Multi-modal LLMs have transformed AI’s ability to learn from rich, multi-modal inputs, spanning images, text, structured records, and more. Yet real-world domains such as healthcare and scientific discovery demand not only accuracy, but also scalability, robustness, and efficiency. This talk will present recent advances in scalable multi-modal learning with a focus on hybrid discrete–continuous representations that bridge structured knowledge and high-dimensional signals. We will discuss algorithmic designs that integrate combinatorial structures into neural networks via differentiable relaxations, enabling end-to-end training across heterogeneous modalities.

On the efficiency side, we will cover parameter-efficient fine-tuning and model/data compression strategies (e.g., token merging) that adapt large multi-modal foundation models to new domains at minimal computational cost. Applications will include medical vision–language models and the optimization and acceleration of large language models, illustrating how these techniques advance both predictive performance and interpretability while enabling deployment in resource-constrained settings.

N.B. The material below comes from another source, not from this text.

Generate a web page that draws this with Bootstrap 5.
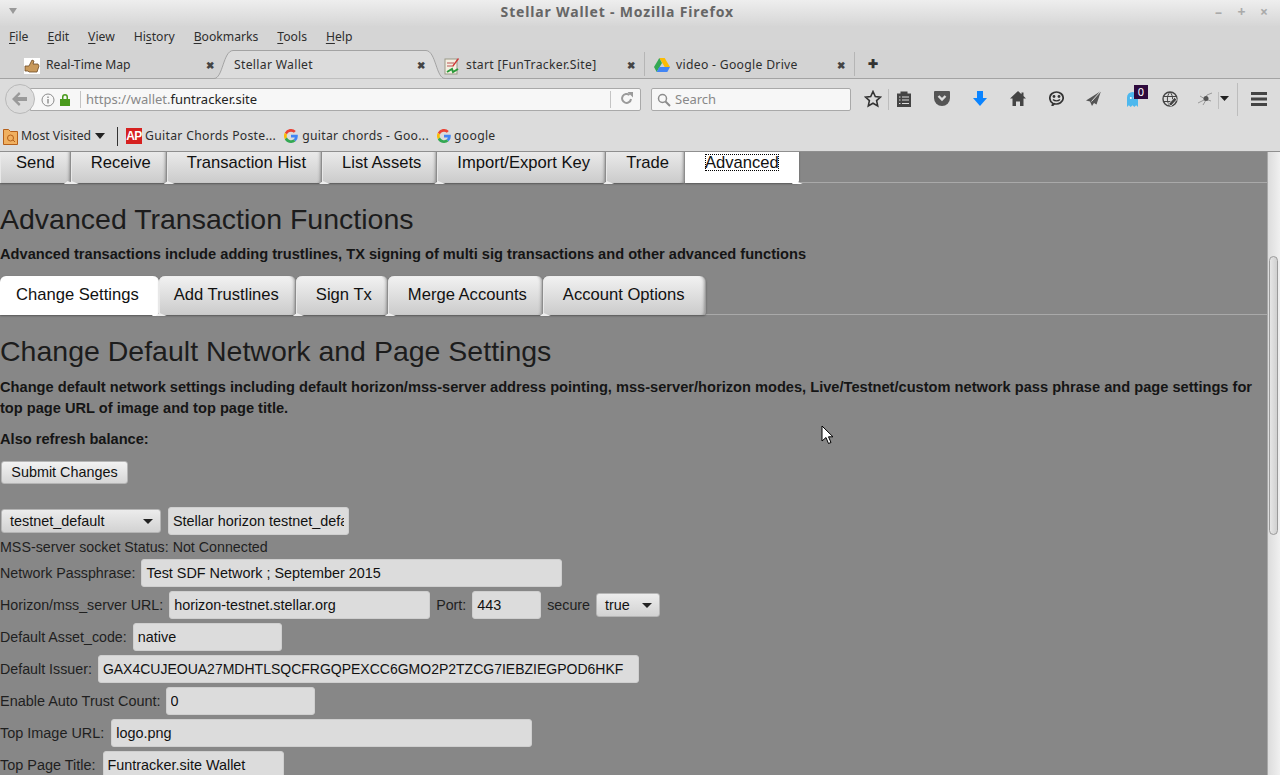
<!DOCTYPE html>
<html lang="en">
  <head>
    <meta charset="UTF-8" />
    <title>Stellar Wallet - Mozilla Firefox</title>
    <link href="https://cdn.jsdelivr.net/npm/bootstrap@5.3.2/dist/css/bootstrap.min.css" rel="stylesheet" />
    <style>
      html, body { height: 775px; overflow: hidden; background: #878787; }
      .ff-window { width: 1280px; height: 775px; font-family: "Noto Sans", sans-serif; font-size: 12.2px; color: #2e2e2e; }
      .ff-titlebar { height: 26px; background: linear-gradient(#eeeeee, #d6d6d6); padding: 0 9px 3px 8px; }
      .ff-title { flex: 1; text-align: center; font-size: 14px; font-weight: 700; color: #666; letter-spacing: 0.84px; padding-left: 13px; }
      .ff-winbtn { color: #aaa; font-size: 14px; font-weight: 700; margin-left: 11.5px; width: 11px; line-height: 1; }
      .ff-menubar { height: 24px; background: #d5d5d5; padding: 0 0 2px 9px; gap: 18.9px; }
      .ff-menubar u { text-underline-offset: 2px; }
      .ff-tabstrip { height: 29px; background: #d3d3d3; border-bottom: 1px solid #a3a3a3; padding-left: 24px; }
      .ff-tab { height: 28px; flex: none; position: relative; padding-top: 3px; }
      .ff-tab-x { font-size: 10px; font-weight: 700; color: #444; margin-left: auto; }
      .ff-tab1 { width: 193px; padding-right: 3px; }
      .ff-tab2 { width: 231px; margin-left: -3px; padding-left: 20px; padding-right: 20px; }
      .ff-tab3 { width: 202px; margin-left: -3px; padding-left: 2px; padding-right: 9px; }
      .ff-tab4 { width: 210px; padding-left: 9px; padding-right: 9px; border-left: 1px solid #b5b5b5; height: 24px; padding-top: 2px; }
      .ff-tab-curve { position: absolute; left: 0; top: 0; z-index: 0; }
      .ff-tab2 span { position: relative; z-index: 1; }
      .ff-tab-label { margin-left: 6px; }
      .ff-wide { letter-spacing: 0.3px; }
      .ff-newtab { border-left: 1px solid #b5b5b5; height: 24px; padding-left: 13px; font-weight: 700; font-size: 12px; color: #333; }
      .ff-navbar { height: 41px; background: #dcdcdc; position: relative; }
      .ff-back { position: absolute; left: 5px; top: 5px; width: 30px; height: 30px; border-radius: 50%; background: #dcdcdc; border: 1px solid #b9b9b9; z-index: 2; }
      .ff-urlbar { margin-left: 30px; width: 611px; height: 23px; background: #f7f7f7; border: 1px solid #a9a9a9; border-radius: 0 2px 2px 0; padding-left: 10px; font-size: 13px; }
      .ff-url { border-left: 1px solid #c4c4c4; padding-left: 5px; margin-left: 9px; color: #888; height: 17px; line-height: 17px; }
      .ff-url b { font-weight: 400; color: #222; }
      .ff-reload { margin-left: auto; border-left: 1px solid #c4c4c4; height: 17px; width: 30px; padding-left: 9px; }
      .ff-search { margin-left: 10px; width: 200px; height: 23px; background: #f7f7f7; border: 1px solid #a9a9a9; border-radius: 2px; padding-left: 5px; color: #888; gap: 4px; font-size: 13px; }
      .ff-tools { flex: 1; position: relative; height: 41px; }
      .ff-ico { position: absolute; top: 11px; }
      .ff-vsep { position: absolute; width: 1px; background: #bdbdbd; }
      .ff-badge { position: absolute; left: 283px; top: 6px; width: 14px; height: 14px; background: #2e0a3d; color: #fff; font-size: 11px; line-height: 14px; text-align: center; }
      .ff-bookmarks { height: 32px; background: #dcdcdc; border-bottom: 1px solid #8f8f8f; padding: 1px 0 0 3px; }
      .ff-bm-sep { width: 1px; height: 19px; background: #333; margin: 0 8px 0 12px; }
      .ff-ap { width: 16px; height: 16px; background: #d6201f; color: #fff; font: 700 12px/16px "Liberation Sans", sans-serif; text-align: center; letter-spacing: -0.5px; }
      .ff-gap3 { margin-left: 3px; }
      .ff-page { flex: 1; min-height: 0; position: relative; background: #878787; overflow: hidden; font-family: "Liberation Sans", Arial, sans-serif; font-size: 14.25px; color: #1f1f1f; }
      .ff-scroll { width: 13px; background: linear-gradient(90deg, #dcdcdc, #f0f0f0); padding: 104px 2px 0 1px; border-left: 1px solid #a8a8a8; }
      .ff-thumb { height: 279px; border: 1px solid #9a9a9a; border-radius: 5px; background: linear-gradient(90deg, #e6e6e6, #d0d0d0); }
      .wallet-body { margin-top: -8px; flex: 1; min-width: 0; }
      .wallet-tabs { border-bottom: 1px solid #a9a9a9; height: 39px; }
      .wallet-tab { height: 39px; padding: 0 15px 0 20px; font-size: 16.6px; color: #111; line-height: 37px; background: linear-gradient(#f2f2f2, #cbcbcb); border-right: 1px solid #9c9c9c; border-radius: 6px 6px 3px 0; position: relative; box-shadow: inset 1px 0 0 #e8e8e8, inset -3px 0 3px -2px rgba(0, 0, 0, 0.3), 0 1px 2px rgba(0, 0, 0, 0.35); }
      .wallet-tab::after { content: ""; position: absolute; left: -3px; bottom: -1px; width: 11px; height: 3px; background: #eee; clip-path: polygon(35% 0, 100% 100%, 0 100%); }
      .wallet-tab.on { background: #fff; border-right-color: #fff; padding-right: 19px; box-shadow: 0 1px 2px rgba(0, 0, 0, 0.35); }
      .wallet-tab.on::after { left: auto; right: -5px; background: #fff; }
      .wallet-tab.first { padding-left: 16px; }
      .wallet-tab.first::after { left: auto; right: -5px; }
      .wallet-tab.after-on { padding-left: 15px; padding-right: 16px; }
      .wallet-tab.last { padding-right: 20px; }
      .tab-focus { outline: 1px dotted #000; outline-offset: -1px; line-height: 17px; display: inline-block; }
      .wallet-h { font-size: 28.5px; font-weight: 400; line-height: 32px; margin: 20px 0 0; color: #1c1c1c; }
      .wallet-lead { font-size: 14.63px; font-weight: 700; line-height: 21px; margin: 0; color: #151515; }
      .wallet-btn { height: 23px; width: 127px; margin: 11px 0 0 1px; padding: 0; font-size: 14.4px; line-height: 21px; border: 1px solid #b5b5b5; border-radius: 3px; background: linear-gradient(#f2f2f2, #d6d6d6); color: #111; }
      .wallet-row { height: 32px; white-space: nowrap; gap: 6px; padding-top: 1px; }
      .row-big { font-size: 14.45px; gap: 7px; }
      .row-big.row-count { gap: 5px; }
      .wallet-input { height: 28px; font: 14.4px "Liberation Sans", Arial, sans-serif; color: #111; background: #dcdcdc; border: 1px solid #cfcfcf; border-radius: 3px; padding: 0 4px; outline: 0; }
      .wallet-row .wallet-input, .wallet-row .wallet-select { margin-top: -1px; }
      .wallet-select { position: relative; height: 24px; line-height: 23px; background: linear-gradient(#ececec, #d2d2d2); border: 1px solid #b5b5b5; border-radius: 3px; padding-left: 8px; color: #111; font-size: 14.4px; }
      .wallet-select::after { content: ""; position: absolute; right: 7px; top: 9px; border: 5px solid transparent; border-top-color: #222; border-bottom: 0; }
      .select-net { width: 160px; margin-left: 1px; } .select-secure { width: 64px; }
      .net-row { height: 28px; margin-top: 23px; } .status-row { height: 22px; padding-top: 3px; white-space: nowrap; }
      .w-pass { width: 421px; } .w-url { width: 261px; } .w-port { width: 69px; } .w-asset { width: 149px; }
      .w-issuer { width: 541px; font-size: 14px; } .w-count { width: 149px; } .w-image { width: 421px; } .w-title { width: 181px; } .w-net { width: 181px; margin-left: 7px; }
      .lead-a { margin-top: 9px; } .lead-b { margin-top: 10px; } .lead-c { margin-top: 10px; } .tabs-b { margin-top: 11px; }
      .ff-cursor { position: absolute; left: 821px; top: 273px; }
    </style>
  </head>
  <body>
    <div class="ff-window d-flex flex-column">
      <div class="ff-titlebar d-flex align-items-center">
        <svg width="10" height="7" viewBox="0 0 10 7"><path d="M1 0h8L5 6z" fill="#999"/></svg>
        <div class="ff-title">Stellar Wallet - Mozilla Firefox</div>
        <span class="ff-winbtn">–</span><span class="ff-winbtn">+</span><span class="ff-winbtn">×</span>
      </div>
      <div class="ff-menubar d-flex align-items-center">
        <span><u>F</u>ile</span><span><u>E</u>dit</span><span><u>V</u>iew</span><span>Hi<u>s</u>tory</span><span><u>B</u>ookmarks</span><span><u>T</u>ools</span><span><u>H</u>elp</span>
      </div>
      <div class="ff-tabstrip d-flex align-items-center">
        <div class="ff-tab ff-tab1 d-flex align-items-center">
          <svg width="16" height="16" viewBox="0 0 16 16"><rect width="16" height="16" fill="#fff"/><path d="M1 8h4l3-6 2 1-1 3h5l1 2-2 6H5l-1-1H1z" fill="#c99a5c" stroke="#6d4a25" stroke-width=".8"/></svg>
          <span class="ff-tab-label">Real-Time Map</span><span class="ff-tab-x">✖</span>
        </div>
        <div class="ff-tab ff-tab2 d-flex align-items-center">
          <svg class="ff-tab-curve" width="231" height="29" viewBox="0 0 231 29"><path d="M0 28.5C9 28.5 9 1 19 .5H212C222 1 222 28.5 231 28.5" fill="#dcdcdc" stroke="#a3a3a3"/></svg>
          <span class="ff-wide">Stellar Wallet</span><span class="ff-tab-x">✖</span>
        </div>
        <div class="ff-tab ff-tab3 d-flex align-items-center">
          <svg width="16" height="18" viewBox="0 0 16 18"><rect x="1" y="2" width="12" height="15" fill="#f4efe2" stroke="#998"/><path d="M3 6h7M3 9h5" stroke="#b55"/><path d="M3 15l5-3 1 3 5-3" stroke="#2a9a3a" stroke-width="2" fill="none"/><path d="M8 9l6-8 1 1-6 8z" fill="#c33"/></svg>
          <span class="ff-tab-label ff-wide">start [FunTracker.Site]</span><span class="ff-tab-x">✖</span>
        </div>
        <div class="ff-tab ff-tab4 d-flex align-items-center">
          <svg width="16" height="14" viewBox="0 0 16 14"><path d="M5.300 0h5.400L16 9h-5.300z" fill="#fbbc04"/><path d="M5.300 0L0 9l2.700 5L8 5z" fill="#34a853"/><path d="M2.700 14h10.600L16 9H5.300z" fill="#4285f4"/></svg>
          <span class="ff-tab-label ff-wide">video - Google Drive</span><span class="ff-tab-x">✖</span>
        </div>
        <div class="ff-newtab d-flex align-items-center">✚</div>
      </div>
      <div class="ff-navbar d-flex align-items-center">
        <div class="ff-back d-flex align-items-center justify-content-center">
          <svg width="16" height="14" viewBox="0 0 16 14"><path d="M7 0L0 7l7 7 1.500-2L5.500 9H15V5H5.500l3-3z" fill="#9a9a9a"/></svg>
        </div>
        <div class="ff-urlbar d-flex align-items-center">
          <svg width="14" height="14" viewBox="0 0 14 14"><circle cx="7" cy="7" r="6" fill="none" stroke="#8c8c8c"/><path d="M6.300 6h1.400v4.500H6.300zM6.300 3.500h1.400v1.400H6.300z" fill="#8c8c8c"/></svg>
          <svg class="ms-1" width="12" height="14" viewBox="0 0 12 14"><path d="M3 6V4a3 3 0 016 0v2h2v7H1V6zM4.500 6h3V4a1.500 1.500 0 00-3 0z" fill="#4a9a1d" fill-rule="evenodd"/></svg>
          <div class="ff-url">https://wallet.<b>funtracker.site</b></div>
          <div class="ff-reload"><svg class="d-block" width="13" height="14" viewBox="0 0 13 14"><path d="M11 8a4.500 4.500 0 11-1.500-4" fill="none" stroke="#9a9a9a" stroke-width="2"/><path d="M7.500 1H13v5.500z" fill="#9a9a9a"/></svg></div>
        </div>
        <div class="ff-search d-flex align-items-center">
          <svg width="14" height="14" viewBox="0 0 14 14"><circle cx="5.500" cy="5.500" r="4" fill="none" stroke="#8c8c8c" stroke-width="1.500"/><path d="M8.500 8.500L13 13" stroke="#8c8c8c" stroke-width="2"/></svg>
          <span>Search</span>
        </div>
        <div class="ff-tools">
          <svg class="ff-ico" style="left:13px" width="18" height="18" viewBox="0 0 18 18"><path d="M9 1.500l2.300 5 5.200.6-3.900 3.500 1.100 5.300L9 13.200 4.300 15.900l1.100-5.300L1.500 7.100l5.200-.6z" fill="none" stroke="#333" stroke-width="1.600"/></svg>
          <div class="ff-vsep" style="left:37px;top:10px;height:21px"></div>
          <svg class="ff-ico" style="left:46px;top:12px" width="14" height="16" viewBox="0 0 14 16"><path d="M0 2.500h3.500V.5h7v2H14V16H0z" fill="#444"/><path d="M5 6h7M5 9h7M5 12.500h7M2 6h1.500M2 9h1.500M2 12.500h1.500" stroke="#ddd"/></svg>
          <svg class="ff-ico" style="left:83px;top:12px" width="16" height="15" viewBox="0 0 16 15"><path d="M1 0h14a1 1 0 011 1v6a8 8 0 01-16 0V1a1 1 0 011-1z" fill="#555"/><path d="M4.500 5l3.500 3.500L11.500 5" fill="none" stroke="#dcdcdc" stroke-width="2.400"/></svg>
          <svg class="ff-ico" style="left:122px;top:12px" width="14" height="15" viewBox="0 0 14 15"><path d="M4 0h6v7h4l-7 8-7-8h4z" fill="#0a84ff"/></svg>
          <svg class="ff-ico" style="left:159px;top:12px" width="16" height="15" viewBox="0 0 16 15"><path d="M8 0L0 7.500h2.500V15H6v-4.500h4V15h3.500V7.500H16l-2.500-2.400V1.500h-2v1.700z" fill="#444"/></svg>
          <svg class="ff-ico" style="left:198px;top:12px" width="15" height="15" viewBox="0 0 15 15"><path d="M4 12.500C1.500 11 .8 9 .8 7A6.700 6 0 0114.200 7a6.700 6 0 01-8.700 5.700L3 15z" fill="#dcdcdc" stroke="#333" stroke-width="1.700"/><circle cx="5" cy="5.500" r="1.400" fill="#333"/><circle cx="10" cy="5.500" r="1.400" fill="#333"/><path d="M4 8.500c1.800 1.800 5.200 1.800 7 0" stroke="#333" stroke-width="1.300" fill="none"/></svg>
          <svg class="ff-ico" style="left:235px;top:12px" width="15" height="15" viewBox="0 0 15 15"><path d="M15 0L0 9.500l4 1 2 4.500 2-3 2.500 1.500z" fill="#555"/><path d="M15 0L5.500 10.500" stroke="#ddd"/></svg>
          <svg class="ff-ico" style="left:276px;top:13px" width="11" height="15" viewBox="0 0 11 15"><path d="M0 5.500a5.500 5.500 0 0111 0V15l-1.800-1.700L7.300 15 5.500 13.300 3.700 15l-1.900-1.700L0 15z" fill="#4db8ee"/><circle cx="3.800" cy="6" r="1" fill="#fff"/><circle cx="7.500" cy="6" r="1" fill="#fff"/></svg>
          <div class="ff-badge">0</div>
          <svg class="ff-ico" style="left:311px;top:12px" width="16" height="16" viewBox="0 0 16 16"><circle cx="8" cy="8" r="7" fill="none" stroke="#444" stroke-width="1.400"/><path d="M1.500 5.500h13M1.500 10.500h13M8 1C4.500 5 4.500 11 8 15M8 1c3.500 4 3.500 10 0 14" fill="none" stroke="#444"/><path d="M6.500 13l6-6.500 2.500 2L9 15z" fill="#444" stroke="#dcdcdc" stroke-width=".9"/></svg>
          <svg class="ff-ico" style="left:346px;top:13px" width="16" height="14" viewBox="0 0 16 14"><path d="M1 11l6-3 3-5 5-2M3 4l5 3 6 2M6 13l3-5" stroke="#999" fill="none"/><circle cx="9" cy="6.500" r="2.500" fill="#555"/></svg>
          <div class="ff-vsep" style="left:367px;top:13px;height:17px"></div>
          <svg class="ff-ico" style="left:369px;top:17px" width="9" height="5" viewBox="0 0 9 5"><path d="M0 0h9L4.500 5z" fill="#222"/></svg>
          <div class="ff-vsep" style="left:386px;top:4px;height:33px"></div>
          <svg class="ff-ico" style="left:400px;top:13px" width="16" height="14" viewBox="0 0 16 14"><path d="M0 1.500h16M0 7h16M0 12.500h16" stroke="#444" stroke-width="3"/></svg>
        </div>
      </div>
      <div class="ff-bookmarks d-flex align-items-center">
        <svg width="15" height="17" viewBox="0 0 15 17"><path d="M.5 1.500h5l2 2h7v13H.5z" fill="#f0b060" stroke="#b5601a"/><circle cx="7.500" cy="10" r="3" fill="none" stroke="#b5601a"/><path d="M10 12l2 2" stroke="#b5601a"/></svg>
        <span class="ff-gap3">Most Visited</span>
        <svg class="ms-1" width="10" height="6" viewBox="0 0 10 6"><path d="M0 0h10L5 6z" fill="#222"/></svg>
        <div class="ff-bm-sep"></div>
        <div class="ff-ap">AP</div>
        <span class="ff-gap3 ff-wide">Guitar Chords Poste...</span>
        <svg class="ms-2" width="14" height="14" viewBox="0 0 14 14"><path d="M7 2.700a4.300 4.300 0 012.900 1.100l1.900-1.900A7 7 0 00.800 3.800L3 5.500A4.200 4.200 0 017 2.700z" fill="#ea4335"/><path d="M13.800 7.200c0-.5 0-1-.1-1.400H7v2.700h3.800a3.200 3.200 0 01-1.400 2.100l2.200 1.700a6.700 6.700 0 002.200-5.100z" fill="#4285f4"/><path d="M3 8.500a4.200 4.200 0 010-3L.8 3.800a7 7 0 000 6.400z" fill="#fbbc05"/><path d="M7 14a6.800 6.800 0 004.600-1.700l-2.200-1.700A4.300 4.300 0 013 8.500L.8 10.200A7 7 0 007 14z" fill="#34a853"/></svg>
        <span class="ms-1 ff-wide">guitar chords - Goo...</span>
        <svg class="ms-2" width="14" height="14" viewBox="0 0 14 14"><path d="M7 2.700a4.300 4.300 0 012.900 1.100l1.900-1.900A7 7 0 00.800 3.800L3 5.500A4.200 4.200 0 017 2.700z" fill="#ea4335"/><path d="M13.800 7.200c0-.5 0-1-.1-1.400H7v2.700h3.800a3.200 3.200 0 01-1.400 2.100l2.200 1.700a6.700 6.700 0 002.200-5.100z" fill="#4285f4"/><path d="M3 8.500a4.200 4.200 0 010-3L.8 3.800a7 7 0 000 6.400z" fill="#fbbc05"/><path d="M7 14a6.800 6.800 0 004.600-1.700l-2.200-1.700A4.300 4.300 0 013 8.500L.8 10.200A7 7 0 007 14z" fill="#34a853"/></svg>
        <span class="ff-gap3 ff-wide">google</span>
      </div>
      <div class="ff-page d-flex">
        <div class="wallet-body">
          <div class="wallet-tabs d-flex">
            <div class="wallet-tab first">Send</div>
            <div class="wallet-tab">Receive</div>
            <div class="wallet-tab">Transaction Hist</div>
            <div class="wallet-tab">List Assets</div>
            <div class="wallet-tab">Import/Export Key</div>
            <div class="wallet-tab">Trade</div>
            <div class="wallet-tab on"><span class="tab-focus">Advanced</span></div>
          </div>
          <h1 class="wallet-h">Advanced Transaction Functions</h1>
          <p class="wallet-lead lead-a">Advanced transactions include adding trustlines, TX signing of multi sig transactions and other advanced functions</p>
          <div class="wallet-tabs tabs-b d-flex">
            <div class="wallet-tab on first">Change Settings</div>
            <div class="wallet-tab after-on">Add Trustlines</div>
            <div class="wallet-tab">Sign Tx</div>
            <div class="wallet-tab">Merge Accounts</div>
            <div class="wallet-tab last">Account Options</div>
          </div>
          <h2 class="wallet-h">Change Default Network and Page Settings</h2>
          <p class="wallet-lead lead-b">Change default network settings including default horizon/mss-server address pointing, mss-server/horizon modes, Live/Testnet/custom network pass phrase and page settings for top page URL of image and top page title.</p>
          <p class="wallet-lead lead-c">Also refresh balance:</p>
          <button class="wallet-btn d-block">Submit Changes</button>
          <div class="net-row d-flex align-items-center">
            <div class="wallet-select select-net">testnet_default</div>
            <input class="wallet-input w-net" value="Stellar horizon testnet_default" />
          </div>
          <div class="status-row d-flex align-items-center">MSS-server socket Status: Not Connected</div>
          <div class="wallet-row d-flex align-items-center">Network Passphrase: <input class="wallet-input w-pass" value="Test SDF Network ; September 2015" /></div>
          <div class="wallet-row d-flex align-items-center">Horizon/mss_server URL: <input class="wallet-input w-url" value="horizon-testnet.stellar.org" /> Port: <input class="wallet-input w-port" value="443" /> secure <div class="wallet-select select-secure">true</div></div>
          <div class="wallet-row d-flex align-items-center">Default Asset_code: <input class="wallet-input w-asset" value="native" /></div>
          <div class="wallet-row d-flex align-items-center">Default Issuer: <input class="wallet-input w-issuer" value="GAX4CUJEOUA27MDHTLSQCFRGQPEXCC6GMO2P2TZCG7IEBZIEGPOD6HKF" /></div>
          <div class="wallet-row row-big row-count d-flex align-items-center">Enable Auto Trust Count: <input class="wallet-input w-count" value="0" /></div>
          <div class="wallet-row row-big d-flex align-items-center">Top Image URL: <input class="wallet-input w-image" value="logo.png" /></div>
          <div class="wallet-row row-big d-flex align-items-center">Top Page Title: <input class="wallet-input w-title" value="Funtracker.site Wallet" /></div>
        </div>
        <div class="ff-scroll"><div class="ff-thumb"></div></div>
        <svg class="ff-cursor" width="13" height="19" viewBox="0 0 13 19"><path d="M1 1v15l4-3.500 2.500 6 2.500-1-2.500-5.700H12z" fill="#fff" stroke="#000"/></svg>
      </div>
    </div>
    <script src="https://cdn.jsdelivr.net/npm/bootstrap@5.3.2/dist/js/bootstrap.bundle.min.js"></script>
  </body>
</html>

Looking ahead, these ideas point toward Physical AI, where models must move beyond perception to generate actions consistent with the dynamics of the physical world. Emerging Vision–Language–Action (VLA) models aim to unify perception, reasoning, and control for embodied agents. We will discuss the key challenge of developing generative models that incorporate physical constraints and structured representations, enabling reliable planning, manipulation, and interaction in complex real-world environments.

Bio

Duy Nguyen is a final-year PhD candidate at the Max Planck Research School for Intelligent Systems (IMPRS-IS) and the University of Stuttgart, Germany. His research focuses on multimodal learning and hybrid discrete-continuous methods, combining optimal transport, graph-based algorithms, and efficient deep learning. His work spans applications in AI for low-resource domains such as Healthcare, AI for Science, and model optimization on the edge.

Starting in Summer 2026, he will join Stanford University as a Postdoctoral Scholar, where he will further explore learning-based methods for physical intelligence and multi-agent systems. His research has been published at top-tier venues in AI, vision, and robotics, including NeurIPS, ICML, ICLR, CVPR, AAAI, ICRA, and TMLR. He obtained his Master’s degree in Computer Science from Saarland University and the Max Planck Institute for Informatics (MPI-INF). During his studies, he was a visiting researcher at the University of California, San Diego (UCSD) and the ETH AI Center at ETH Zurich. He was also selected for the AI Newcomers program by the Federal Ministry of Education and Research (BMBF), Germany, in 2023.